Friends and family have paid tribute to an “exceptional” community figure who fled from the Nazis on the brink of the Second World War.

Former Highgate Society chairman Mat Schwitzer died peacefully at his Shepherd’s Hill home aged 97 last week.

The retired chemical engineer, who escaped aged 21 from occupied Czechoslovakia in 1939, threw himself into all aspects of community life in Highgate, where he lived for 62 years.

His son William Schwitzer, remembered: “My father could keep company with anyone, delighted in interesting company and didn’t suffer fools.

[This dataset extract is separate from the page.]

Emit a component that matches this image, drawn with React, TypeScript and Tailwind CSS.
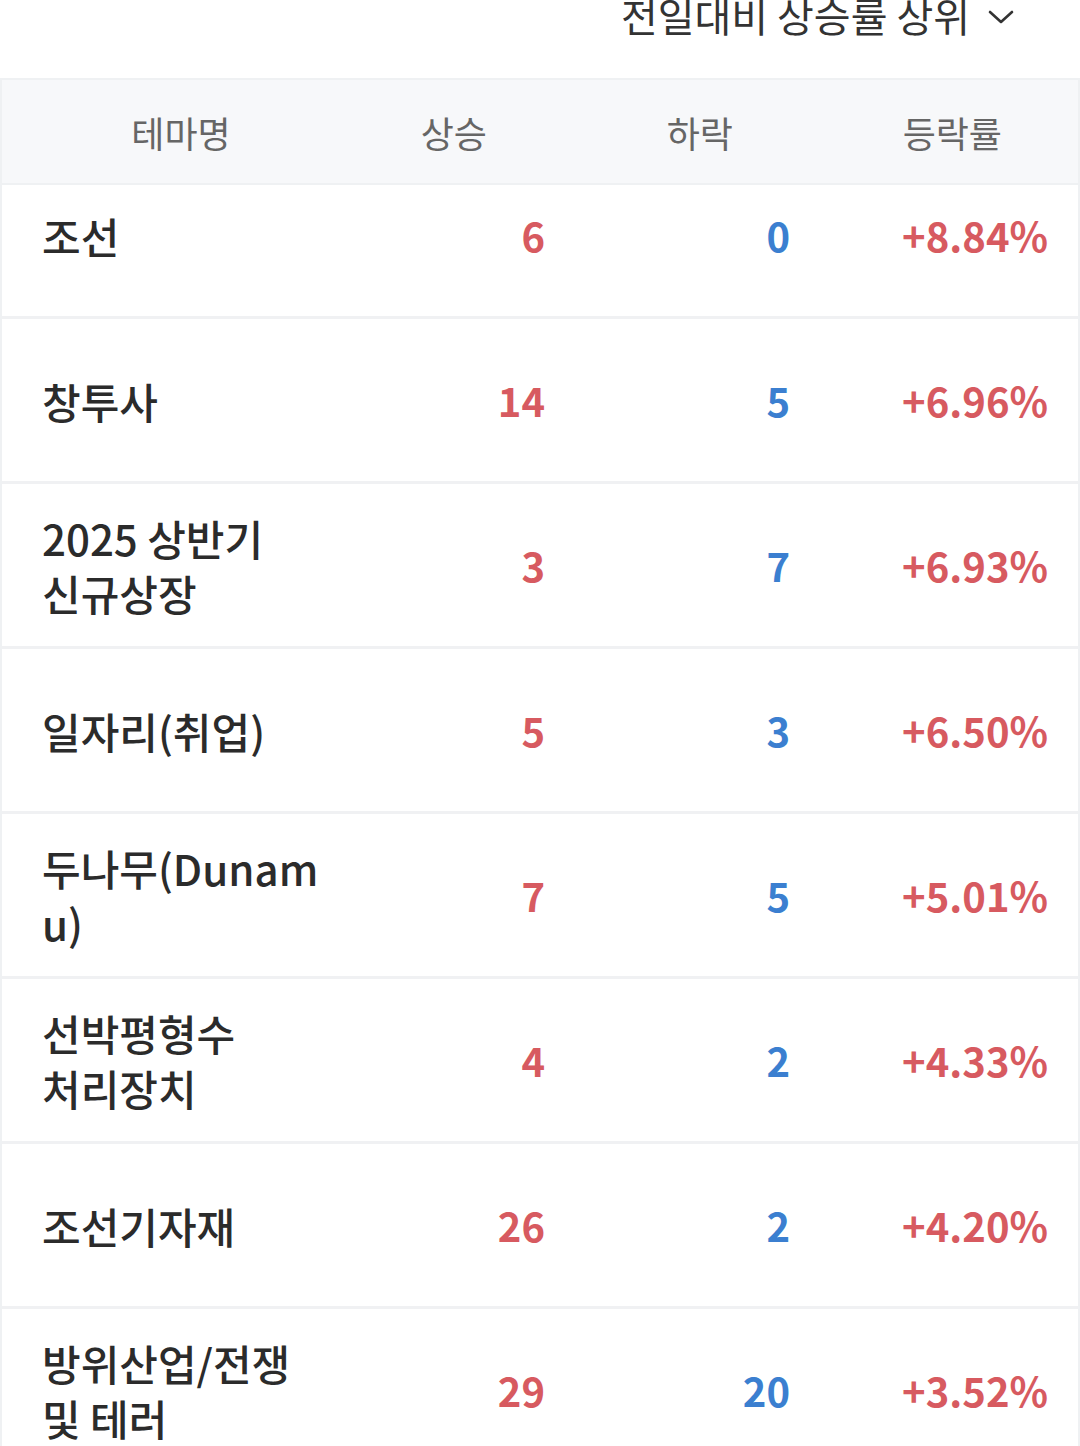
const rows = [
  { name: '조선', up: '6', down: '0', rate: '+8.84%' },
  { name: '창투사', up: '14', down: '5', rate: '+6.96%' },
  { name: '2025 상반기 신규상장', up: '3', down: '7', rate: '+6.93%' },
  { name: '일자리(취업)', up: '5', down: '3', rate: '+6.50%' },
  // word joiner keeps "(" glued to the Hangul so the long word wraps inside, as in the app
  { name: '두나무\u2060(Dunamu)', up: '7', down: '5', rate: '+5.01%' },
  { name: '선박평형수 처리장치', up: '4', down: '2', rate: '+4.33%' },
  { name: '조선기자재', up: '26', down: '2', rate: '+4.20%' },
  { name: '방위산업/전쟁 및 테러', up: '29', down: '20', rate: '+3.52%' },
];

export default function App() {
  return (
    <div className="w-[1080px] h-[1446px] overflow-hidden bg-white font-['Noto_Sans_CJK_KR','Noto_Sans',sans-serif]">
      {/* sort selector, scrolled partly out of view */}
      <div className="h-[78px] flex justify-end items-start pr-[66px]">
        <button className="flex items-center gap-[18px] -mt-[13px] text-[40px] leading-[56px] text-[#333]">
          전일대비 상승률 상위
          <svg width="26" height="16" viewBox="0 0 26 16" fill="none" className="mt-[4px]">
            <path d="M2 3l11 10L24 3" stroke="#333" strokeWidth="2.6" strokeLinecap="round" strokeLinejoin="round" />
          </svg>
        </button>
      </div>

      <div className="border-x-2 border-t-2 border-[#eff1f3]">
        {/* sticky header */}
        <div className="relative z-10 h-[105px] bg-[#f7f8fa] border-b-2 border-[#eff1f3] grid grid-cols-[358px_185px_245px_258px_30px] items-center text-[36px] text-[#666]">
          <div className="text-center">테마명</div>
          <div className="text-right pr-[58px]">상승</div>
          <div className="text-right pr-[57px]">하락</div>
          <div className="text-right pr-[46px]">등락률</div>
          <div />
        </div>

        <div className="-mt-[31px]">
          {rows.map((r) => (
            <div
              key={r.name}
              className="h-[165px] border-b-[3px] border-[#f0f1f3] grid grid-cols-[358px_185px_245px_258px_30px] items-center"
            >
              <div className="min-w-0 pl-[40px] pr-[36px] text-[42px] leading-[55px] font-medium text-[#2b2b2b] break-keep [overflow-wrap:anywhere]">
                {r.name}
              </div>
              <div className="text-right text-[40px] font-bold text-[#d75a60]">{r.up}</div>
              <div className="text-right text-[40px] font-bold text-[#3b7fd0]">{r.down}</div>
              <div className="text-right text-[40px] font-bold text-[#d75a60]">{r.rate}</div>
              <div />
            </div>
          ))}
        </div>
      </div>
    </div>
  );
}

“He was an ideas person, he cared nothing for physical things and he didn’t have cherished possessions. He had seen life was too short, and the tragedy shaped his character and made him stronger.”

Born in 1917, Mr Schwitzer grew up in an “idyllic” Bratislava where he studied the equivalent of 16 A-levels.

Before completing a degree in chemical engineering at a Prague university, he fled the country by train and shared a compartment with actor Herbert Lom, the star of The Pink Panther films. Mr Schwitzer reached Britain safely but he never saw his parents again.

William Schwitzer, 55, of Hornsey Lane Gardens, Highgate, said: “It was painful for him, particularly because he lost his family in the war but because it was somewhat idyllic in his schooldays, so with his sharp memory it was quite painful for him to look back.”

Following his retirement in the 1970s, he took up an active membership of most of Highgate’s clubs and societies.

As chairman of the Highgate Society in the 1970s, he was at the head of its campaign to fight plans to widen Archway Road, which were abandoned as a result.

He supported his wife of 62 years, the late Joan Schwitzer, in founding the Hornsey Historical Society, of which she was president.

He later published his own history book, Slovakia: The Path to Nationhood, in 2002 and returned to his homeland many times after the fall of communism.

The multi-linguist, who spoke five languages fluently, was also a founding member, and later le président, of the society’s French Circle, as well as a former chairman of the Highgate Horticultural Society.

Friend and former circle leader Elizabeth Woodman, of Southwood Park, Highgate, said: “He was a very fair, and very wise, man. He was quite an exceptional person. He was like a loving father, uncle and grandfather all rolled into one. Whenever he was in the room, I wanted to go and talk to him.”

Philosophy was among Mr Schwitzer’s great passions and for two years, this February and in 2013, he presented The Mat Schwitzer Lecture on British philosophy at the Highgate Society’s headquarters in South Grove.

Last year, Mr Schwitzer composed his own epitaph for the Ham&High’s weekly My Highgate column. It read: “Husband, father-of-four, grandfather-of-six and philosopher, which enriched his life and made his love for his family deeper.”

Mr Schwitzer is survived by children Laura, Steven, Veronika and William and his six grand-children.

His funeral will be held at All Saints Church in Talbot Road on Monday at 12.30pm.